In 1582235 Ontario Limited v. Ontario (Ont CA, 2020) the Divisional Court considered when a government agency's authority carried with it an implied legal power (here, the right to set-off against monies owing to a party in future) as a matter of statutory interpretation:
Finding on whether the Set-Off Decision was Unreasonable under the IHFA
 During cross-examinations in these proceedings, the Ministry conceded that there is no express statutory provision that they are relying upon to authorize the set-off at issue.
 There was an express power in s. 24(3) of the IHFA granting the Ministry an express power of set-off for a prescribed reason. It empowered the executive to enact regulations to govern the exercise of that power. No reasons were ever prescribed however.

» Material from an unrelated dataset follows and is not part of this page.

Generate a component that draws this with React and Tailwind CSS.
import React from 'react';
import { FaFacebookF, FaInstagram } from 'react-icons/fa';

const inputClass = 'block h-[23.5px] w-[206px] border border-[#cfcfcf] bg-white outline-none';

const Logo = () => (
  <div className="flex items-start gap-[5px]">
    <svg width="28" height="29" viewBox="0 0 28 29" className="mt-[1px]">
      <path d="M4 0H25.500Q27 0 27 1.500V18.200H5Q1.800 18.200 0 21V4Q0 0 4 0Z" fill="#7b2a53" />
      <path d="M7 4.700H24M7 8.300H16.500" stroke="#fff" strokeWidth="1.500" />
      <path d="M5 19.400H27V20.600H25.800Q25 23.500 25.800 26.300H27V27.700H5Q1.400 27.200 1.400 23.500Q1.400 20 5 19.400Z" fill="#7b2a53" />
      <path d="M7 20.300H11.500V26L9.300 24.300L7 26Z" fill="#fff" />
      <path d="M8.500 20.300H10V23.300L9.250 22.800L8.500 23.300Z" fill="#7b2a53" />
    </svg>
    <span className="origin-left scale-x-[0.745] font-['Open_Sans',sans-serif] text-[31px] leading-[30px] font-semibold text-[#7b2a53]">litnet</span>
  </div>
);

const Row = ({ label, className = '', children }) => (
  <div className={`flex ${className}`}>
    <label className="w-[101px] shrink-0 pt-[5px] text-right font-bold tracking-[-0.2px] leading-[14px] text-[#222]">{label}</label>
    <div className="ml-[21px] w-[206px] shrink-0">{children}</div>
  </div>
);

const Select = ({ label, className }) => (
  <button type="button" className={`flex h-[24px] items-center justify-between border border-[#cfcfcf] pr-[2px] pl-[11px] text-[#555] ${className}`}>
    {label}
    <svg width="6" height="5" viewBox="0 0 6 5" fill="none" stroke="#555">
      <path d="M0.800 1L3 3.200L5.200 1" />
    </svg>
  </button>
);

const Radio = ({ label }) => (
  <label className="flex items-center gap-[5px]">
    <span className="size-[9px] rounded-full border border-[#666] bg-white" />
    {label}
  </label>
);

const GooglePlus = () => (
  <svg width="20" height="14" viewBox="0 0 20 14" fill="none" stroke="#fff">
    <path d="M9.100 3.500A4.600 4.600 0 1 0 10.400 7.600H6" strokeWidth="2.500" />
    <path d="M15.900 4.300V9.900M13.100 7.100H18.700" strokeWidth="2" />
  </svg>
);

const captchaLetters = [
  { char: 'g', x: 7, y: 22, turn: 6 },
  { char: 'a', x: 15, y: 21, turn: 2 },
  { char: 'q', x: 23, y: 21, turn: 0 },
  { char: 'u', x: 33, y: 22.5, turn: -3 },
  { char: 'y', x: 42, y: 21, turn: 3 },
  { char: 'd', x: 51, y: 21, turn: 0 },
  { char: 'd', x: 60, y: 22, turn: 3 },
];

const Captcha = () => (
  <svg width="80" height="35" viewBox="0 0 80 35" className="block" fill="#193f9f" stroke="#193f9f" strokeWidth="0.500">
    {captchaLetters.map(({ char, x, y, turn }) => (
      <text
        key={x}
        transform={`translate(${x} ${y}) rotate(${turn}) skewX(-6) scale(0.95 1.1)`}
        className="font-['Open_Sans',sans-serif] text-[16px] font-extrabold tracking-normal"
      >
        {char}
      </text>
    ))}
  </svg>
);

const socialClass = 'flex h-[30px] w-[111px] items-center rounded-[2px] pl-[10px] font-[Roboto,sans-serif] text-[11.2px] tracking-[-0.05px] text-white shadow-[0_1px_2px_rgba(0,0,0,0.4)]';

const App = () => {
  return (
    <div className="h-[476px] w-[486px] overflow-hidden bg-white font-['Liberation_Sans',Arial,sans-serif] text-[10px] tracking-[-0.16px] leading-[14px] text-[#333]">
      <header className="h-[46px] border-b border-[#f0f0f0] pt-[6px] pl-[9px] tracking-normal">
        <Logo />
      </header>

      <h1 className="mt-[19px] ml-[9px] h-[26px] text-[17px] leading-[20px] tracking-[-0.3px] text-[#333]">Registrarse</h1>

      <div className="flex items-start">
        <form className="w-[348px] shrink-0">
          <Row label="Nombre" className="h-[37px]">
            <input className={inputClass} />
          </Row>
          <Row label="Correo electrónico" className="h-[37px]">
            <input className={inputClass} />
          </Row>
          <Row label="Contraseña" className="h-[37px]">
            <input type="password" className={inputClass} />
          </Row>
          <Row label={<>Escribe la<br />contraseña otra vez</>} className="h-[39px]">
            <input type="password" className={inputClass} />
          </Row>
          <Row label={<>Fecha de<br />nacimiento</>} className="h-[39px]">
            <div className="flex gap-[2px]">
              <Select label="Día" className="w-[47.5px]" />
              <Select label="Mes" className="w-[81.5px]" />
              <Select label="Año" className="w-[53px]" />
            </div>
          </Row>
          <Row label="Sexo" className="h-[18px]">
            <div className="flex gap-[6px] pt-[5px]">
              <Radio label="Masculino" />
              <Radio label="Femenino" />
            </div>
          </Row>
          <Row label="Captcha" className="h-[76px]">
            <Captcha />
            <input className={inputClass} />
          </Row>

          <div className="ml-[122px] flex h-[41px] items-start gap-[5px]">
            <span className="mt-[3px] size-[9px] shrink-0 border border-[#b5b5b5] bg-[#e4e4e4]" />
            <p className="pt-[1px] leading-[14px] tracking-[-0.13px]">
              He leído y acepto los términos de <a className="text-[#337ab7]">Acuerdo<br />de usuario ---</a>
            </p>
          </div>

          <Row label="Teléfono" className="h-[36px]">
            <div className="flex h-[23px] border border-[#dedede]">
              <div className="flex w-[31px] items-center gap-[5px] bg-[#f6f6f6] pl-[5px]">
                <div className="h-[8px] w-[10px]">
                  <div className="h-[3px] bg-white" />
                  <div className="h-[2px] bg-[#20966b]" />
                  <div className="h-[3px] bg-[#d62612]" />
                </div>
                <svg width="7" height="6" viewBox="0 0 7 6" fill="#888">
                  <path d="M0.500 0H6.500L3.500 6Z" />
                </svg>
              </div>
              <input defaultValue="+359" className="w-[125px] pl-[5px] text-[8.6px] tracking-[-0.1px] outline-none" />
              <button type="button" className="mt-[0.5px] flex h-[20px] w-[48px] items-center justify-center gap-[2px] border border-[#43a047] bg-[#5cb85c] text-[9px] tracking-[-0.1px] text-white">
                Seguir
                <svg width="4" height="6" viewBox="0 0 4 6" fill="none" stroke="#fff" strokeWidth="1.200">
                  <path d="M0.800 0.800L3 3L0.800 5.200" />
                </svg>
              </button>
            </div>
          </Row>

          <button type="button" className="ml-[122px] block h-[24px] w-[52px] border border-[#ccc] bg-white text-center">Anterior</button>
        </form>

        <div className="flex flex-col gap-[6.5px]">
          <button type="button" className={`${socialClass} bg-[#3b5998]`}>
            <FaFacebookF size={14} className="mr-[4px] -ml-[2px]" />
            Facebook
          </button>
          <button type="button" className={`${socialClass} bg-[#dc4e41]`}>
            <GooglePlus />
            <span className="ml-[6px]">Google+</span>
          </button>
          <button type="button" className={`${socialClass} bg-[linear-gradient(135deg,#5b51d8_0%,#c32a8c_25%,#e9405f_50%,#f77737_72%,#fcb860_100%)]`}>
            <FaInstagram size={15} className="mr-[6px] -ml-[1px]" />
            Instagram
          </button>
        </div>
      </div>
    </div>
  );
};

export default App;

 As set out by the Supreme Court in ATCO, an implied power must arise out of “practical necessity” or by “practical implication” to give proper effect to legislative intent. No evidence was led as to why the government was unable to enact regulations to prescribe conditions for recovery and set-off pursuant to s. 24(3). Having failed to enact regulations, the Ministry cannot make out a case for “necessity”. Where the legislature has spoken and “dealt with [a matter] through use of expressly granted powers,” there is, by definition, “an absence of necessity.”
 The Ministry has not cited any authority for the proposition that an implied power may co-exist with an express power. The Legislature cannot be taken to have created a scheme where implied powers may replace the express language of the statute.